Pierre-Vidal Naquet, Les Assassins de la mémoire, Un Eichmann de papier et autres essais sur le révisionnisme, 1987, La Découverte, 2005, p. 32-33 et p. 38-39.


 

  "L'historien, par définition, vit dans le relatif et c'est bien ce qui lui rend si difficile l'appréhension du discours révisionniste. Le mot lui-même n'a rien qui choque l'historien : d'instinct il fait sien cet adjectif. Si on lui démontre qu'il n'y a pas eu de chambre à gaz en fonctionnement à Dachau, que le journal d'Anne Frank, tel qu'il a été édité dans diverses langues, pose des problèmes de cohérence sinon d'authenticité, ou que le Krema I, celui du camp d'Auschwitz proprement dit, a été reconstruit après la guerre par les Polonais, il est prêt à s'incliner.
  Les événements ne sont pas des choses, même s'il existe une opacité irréductible du réel. Un discours historique est un réseau d'explications qui peut céder la place à une « autre explication » dont on jugera qu'elle rend mieux compte du divers. Un marxiste, par exemple, essaiera de raisonner en termes de rentabilité capitaliste, et se demandera si la destruction pure dans les chambres à gaz s'inscrit ou non aisément dans ce système interprétatif. Suivant le cas, il adaptera les chambres à gaz au marxisme ou les supprimera au nom de la même doctrine. L'entreprise révisionniste, dans son essence, ne me paraît pourtant pas relever de cette recherche d'une « autre explication ». Il faut plutôt chercher en elle cette négativité absolue dont parle Adorno et c'est précisément cela que l'historien a tant de mal à comprendre.
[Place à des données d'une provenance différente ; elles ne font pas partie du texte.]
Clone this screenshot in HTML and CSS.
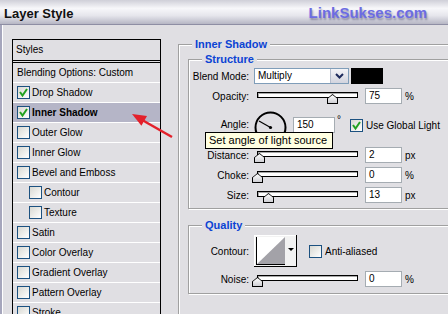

Il s'agit d'un effort gigantesque non pas même pour créer un monde de fiction, mais pour rayer de l'histoire un immense événement."

 

Pierre Vidal-Naquet, "Thèses sur le révisionnisme", 1985, in Les assassins de la mémoire, La Découverte, 2005, p. 130-131.



  "Dans ce champ éclaté du discours historique, comment se situe l'entreprise « révisionniste » ? Sa perfidie est précisément d'apparaître pour ce qu'elle n'est pas, un effort pour écrire et penser l'histoire. Il ne s'agit pas de construire un récit vrai. Il ne s'agit pas non plus de réviser les acquis prétendus de la science historique. Rien de plus naturel que la « révision » de l'histoire, rien de plus banal. Le temps lui-même modifie le regard non seulement de l'historien mais du simple laïc. La Bataille du rail est un film qui se présentait en 1946 comme un discours vrai sur la résistance des cheminots. Qui la revoit en 1987 y voit la description d'un monde idéal où tous, de l'ingénieur au lampiste, sont unis pour duper l'ennemi. L'histoire de la déportation a comporté elle aussi ses scories. La mythomanie a joué son rôle ainsi que la propagande, parfois aussi une certaine concurrence entre non-Juifs et Juifs, jadis analysée par O. Wormser-Migot, les premiers revendiquant l'égalité dans la souffrance avec les seconds.
  Mais nier l'histoire n'est pas la réviser. Le cas Faurisson[1] n'est pas à cet égard nouveau. Un savant jésuite, Le RP Jean Hardouin (1646-1729), grand érudit, commença à partir de 1690 à nier l'authenticité de la plus grande partie des oeuvres conservées des littératures grecque et latine, classique ou chrétienne. L'Énéide de Virgile aussi bien que l'œuvre de saint Augustin seraient des faux fabriqués au XIVe siècle par des moines hérétiques. Raison de cette « hypothèse »: les grands hérésiarques, Wyclif au XIVe siècle, Luther et Calvin au XVIe se sont nourris de saint Augustin. La disparition de celui-ci entraîna celle de Virgile. Le révisionnisme progressait au service d'une idéologie. […]
  Le « révisionnisme » apparaît comme une entreprise de déréalisation du discours et sa littérature est un pastiche, un pastiche de l'Histoire."

 

Pierre Vidal-Naquet, Les assassins de la mémoire, 1987, La Découverte, 2005, p. 148-149.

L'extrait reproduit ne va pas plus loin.